Paul Ricœur et la question de la singularité et de l’unicité de l’événement à l’épreuve de la Shoah


  • Christian Delacroix



Event, Shoah, Negative ontology of past, Narrative identity, Inscrutability, and Standing for


The aim of this article is to analyze the work of the event’s relative desingularisation that Ricœur operates by coupling with the narrative in Time and Narrative in the early 1980s, then the re-opening of the question of the singularity and uniqueness of the event in Memory, History, Forgetting (in 2000) in the reconstructed theoretical frame of historical representation put to the test of the "event at the limits" which is the Shoah. In Time and Narrative Ricœur intends to transcend, through the interweaving of history and fiction applied to founding events of collective identity like the Shoah, the epistemological aporia of the dichotomy between a history which dissolves the event in the explanation and a purely emotional attitude in the face of events of considerable ethical intensity. However, this narrativisation of the event runs up against the traumatic power of the radical extra-textual of the event — the Shoah, which thus constitutes a challenge for the historical representation of the past.
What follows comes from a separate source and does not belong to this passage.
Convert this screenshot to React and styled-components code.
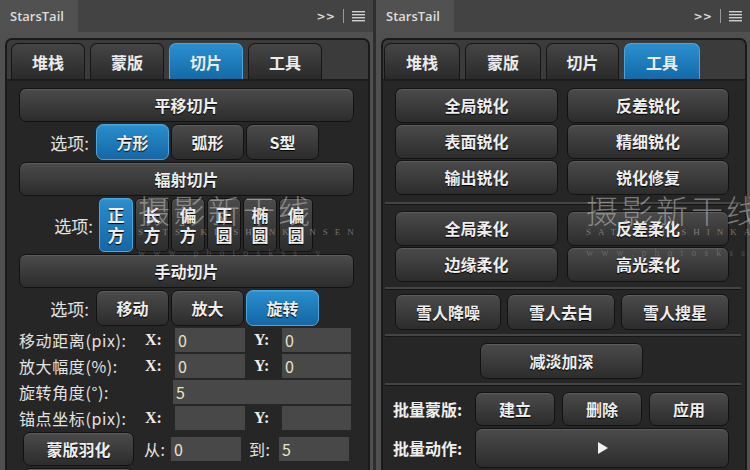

It is this question that Ricœur takes up in Memory, History, Forgetting, but this time the investigation has been largely reconfigured by the dialectic of memory and history, contributing to the representation of the past. While distinguishing the absolute moral incomparability of the Shoah and the incomparability relative to the historiographical plane (i.e., possible comparability), Ricœur maintains that the entanglement between historiographical judgment and moral judgment is inevitable, thus opening up the great question of the social, political and ethical responsibility of the historian.